JE: How do your clients find you? How does one get the opportunity to work with Lauren Cerand? Do the publishers pay for your services, or the writers themselves? I like the idea that you actually create work for your clients.
LC: My work comes 100% through word-of-mouth referrals. I often speak to organizations and groups because I like to meet as many new people as possible. In 2009, I’ve spoken to high school students at St. Alban’s School in Washington, DC, college students at Rider University in Lawrenceville, NJ, aspiring authors at the Nebraska Summer Writers Conference, and publishing professionals at Book Expo America. But knowing about my work is probably a fairly hip thing, unless you live in New York or are on the internet all day. I keep a low profile, relatively speaking, in that I’m usually more interested in talking about my clients than talking about myself.
I am always reading new manuscripts, which is usually the stage I get books in because I book my projects 6-12 months in advance. Of the people who write to me (I prefer initial contact by email), I probably talk to about 2 or 3 in 10 further. Most of the time, it’s just bad timing that rules a book out, but I definitely have a sensibility and my taste is as subjective as any one else’s. Of the authors I meet with or talk to on the phone, I’ll probably continue the conversation by requesting a manuscript from about half of them. Money is the main issue at that stage but outlook counts, too. I don’t focus on traditional media and it wouldn’t be an exaggeration to say I couldn’t care less about it. Reviews matter, but they’re not the only thing. Nothing is the only thing anymore. I’m aiming to create a constellation and we need to see the same stars. Once I have the book in hand, it’s like Beckett says,* either you love or you don’t.* It’s not personal. Writing rejections is my least favorite thing about my job and I try to refer everyone to someone who could be right. If the publisher is a big house, they will often pick up a significant portion of the cost. But it’s really the author who drives the process. Although I view the nature of my profession as extremely collaborative and strive to create that atmosphere at all times, I prefer to do my work alone– I was once introduced at a conference as “the very independent independent publicist” — and I only do about six projects per year, by choice. In general, my philosophy is to do less, better. I don’t want working with me to become an elitist thing, though, so I do one-time stra
tegic consultations by phone on a rolling basis for a flat fee. I definitely have a different approach, and want my perspective and expertise to be accessible, at least on a conceptual level. Those calls are fun to do and have proved very popular. You’d be surprised how much you can solve in that context; most people’s core challenge is one of resource organization. I’ve publicized the work of authors including Rudolph Wurlitzer, Roxana Robinson, Anne Landsman, Min Jin Lee, Tayari Jones, Marcy Dermansky, Jeffrey Frank and Laird Hunt. This year, I’m working with Jonathan Baumbach, Mark Sarvas, Ben Greenman, Jean Thompson, and Terese Svoboda. I do the “Upstairs at the Square” series for Barnes & Noble, which is at www.bn.com/upstairs.

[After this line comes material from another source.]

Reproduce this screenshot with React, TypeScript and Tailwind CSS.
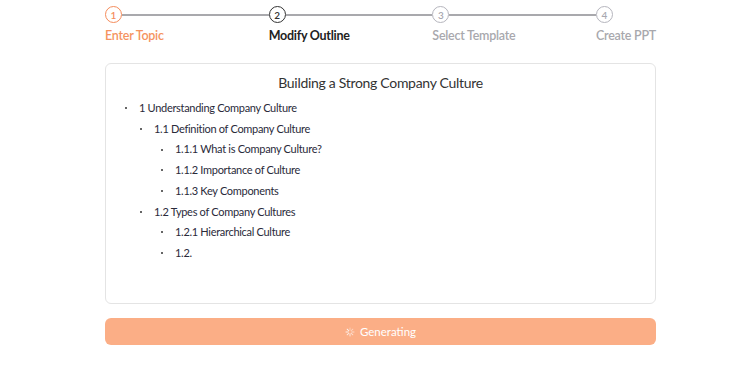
import React from "react";

const steps = [
  { n: 1, label: "Enter Topic", state: "done" },
  { n: 2, label: "Modify Outline", state: "active" },
  { n: 3, label: "Select Template", state: "todo" },
  { n: 4, label: "Create PPT", state: "todo" },
];

const items: { level: number; text: string }[] = [
  { level: 0, text: "1 Understanding Company Culture" },
  { level: 1, text: "1.1 Definition of Company Culture" },
  { level: 2, text: "1.1.1 What is Company Culture?" },
  { level: 2, text: "1.1.2 Importance of Culture" },
  { level: 2, text: "1.1.3 Key Components" },
  { level: 1, text: "1.2 Types of Company Cultures" },
  { level: 2, text: "1.2.1 Hierarchical Culture" },
  { level: 2, text: "1.2." },
];

function Spinner() {
  const lines = Array.from({ length: 8 });
  return (
    <svg width="10" height="10" viewBox="0 0 20 20" className="mr-[5px]">
      {lines.map((_, i) => (
        <line
          key={i}
          x1="10"
          y1="2"
          x2="10"
          y2="6.5"
          stroke="white"
          strokeWidth="2"
          strokeLinecap="round"
          opacity={0.4 + (i / 8) * 0.6}
          transform={`rotate(${i * 45} 10 10)`}
        />
      ))}
    </svg>
  );
}

export default function App() {
  return (
    <div
      className="w-[750px] h-[365px] bg-white"
      style={{ fontFamily: "Lato, 'Noto Sans', sans-serif" }}
    >
      <div className="w-[551px] ml-[105px] pt-[6px]">
        <div className="flex">
          {steps.map((s, i) => {
            const last = i === steps.length - 1;
            const circle =
              s.state === "done"
                ? "border-[#f58c5b] text-[#f58c5b]"
                : s.state === "active"
                ? "border-[#333] text-[#333]"
                : "border-[#b5b5bd] text-[#a8a8b0]";
            const label =
              s.state === "done"
                ? "text-[#f5935f] font-semibold"
                : s.state === "active"
                ? "text-[#222] font-bold"
                : "text-[#a8a8ad] font-semibold";
            return (
              <div key={s.n} className={last ? "flex-none" : "flex-1"}>
                <div className="flex items-center h-[17px]">
                  <div
                    className={`w-[17px] h-[17px] rounded-full border-[1.5px] flex items-center justify-center text-[10px] font-semibold leading-none ${circle}`}
                  >
                    {s.n}
                  </div>
                  {!last && <div className="flex-1 h-[2px] bg-[#a9a9ad]" />}
                </div>
                <div className={`mt-[5px] text-[12.5px] tracking-[-0.25px] leading-[16px] whitespace-nowrap ${label}`}>
                  {s.label}
                </div>
              </div>
            );
          })}
        </div>

        <div className="mt-[19px] h-[241px] border border-[#e4e4e4] rounded-[6px] px-[19px] pt-[9px]">
          <div className="text-center text-[14px] tracking-[-0.3px] leading-[20px] text-[#333]">
            Building a Strong Company Culture
          </div>
          <div className="mt-[5px]">
            {items.map((it, i) => (
              <div
                key={i}
                className="flex items-center h-[20.7px] text-[11px] tracking-[-0.3px] text-[#2a2a3a]"
                style={{ paddingLeft: it.level === 0 ? 0 : it.level === 1 ? 15 : 36 }}
              >
                <span className="w-[2px] h-[2px] bg-[#333] rounded-full mr-[12px]" />
                <span>{it.text}</span>
              </div>
            ))}
          </div>
        </div>

        <div className="mt-[14px] h-[27px] rounded-[6px] bg-[#fbae86] flex items-center justify-center text-white text-[11.5px]">
          <Spinner />
          Generating
        </div>
      </div>
    </div>
  );
}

JE: So, in a phone conversation we had awhile back, you touched on this idea–to which I wholeheartedly subscribe– and you touched again upon it at BEA panel recently: talk to us a little bit about creating perception.
LC: Two things are essential for effective publicity: a sense of urgency, and the perception of ubiquity. There are thousands of books published per month, competing with all of the other forms of media and entertainment,including human social interaction, so why should someone choose to checkout of every other option to curl up solo in a corner somewhere with your novel? Usually buzz is what makes us pick something up. People are talking about “it” and more importantly, they’re talking about it now. And everyone wants to belong and participate in the conversation. That’s just part of being human. I understand that this can come across as out of reach and impossibly daunting but basically this paragraph is my job, and has been,day in and day out, for eight years. It’s a scalable endeavor. The key thing is to understand who exactly you’re trying to reach with your message. Who’s your ideal reader? What is she or he into? Where does this person obtain information? That’s where you start. I like to approach each campaign as though a constellation were being created. Every new piece of exposure is a new bright spot, and the point is to pack as many stars into the night sky as possible. For example, you might begin with your web presence. That’s one thing. Reviews are another. Guest pieces for other blogs are another. And so on with profiles, interviews, Twitter and other forms of social media, events, etc. When everything lines up, you shine.
JE: How about one piece of advice, say, for the soon-to-be debut novelist whose galleys are one month removed. Mine advice would be: don’t quit your day job. How about Lauren Cerand, what’s her advice?
LC: The main thing to remember is that nothing happens overnight, not even — and maybe, especially not — overnight success stories. The authors that I see consistently lining up the best gigs and getting enviable exposure are not the ones with the most money to burn or endless time to spend but rather the ones that take the long view of their careers and keep a sense of perspective on things. Fiction takes a while to get going. I’ve been reading all of these cultural studies lately because I’m really into using the democratic medium of the internet to reverse this thing that’s happening to literature, where it’s in danger of becoming as relevant as jazz, so I’ve been looking at historical patterns for new ideas in books like Slanted and Enchanted, Buying In, Notes From Underground: Zines and the Politics of Alternative Culture, Unmarketable, etc. In Hip: A History the author helpfully points out that those quintessentially American avatars of literature, Melville and Whitman, were sales failures at fairly critical junctions in their careers, if not their lifetimes. On the other hand, this notion of, I’m only thinking about the canon type of BS is why so many authors have shoehorned themselves into this tiny irrelevant section of the cultural universe, by only taking the long-view. A healthy outlook is somewhere in the middle. But no matter what anyone says, just know that it takes more than six months of busting your ass for your novel to get noticed. I publicized Anne Landsman’s The Rowing Lesson in hardcover and paperback a couple years ago, and it just won the most prestigious literary prize in South Africa about a month ago. If you do your job right, a book has a life that continues beyond the PR.
JE: Thanks a ton, Lauren. I’m crossin’ my fingers I get to work with you on West of Here!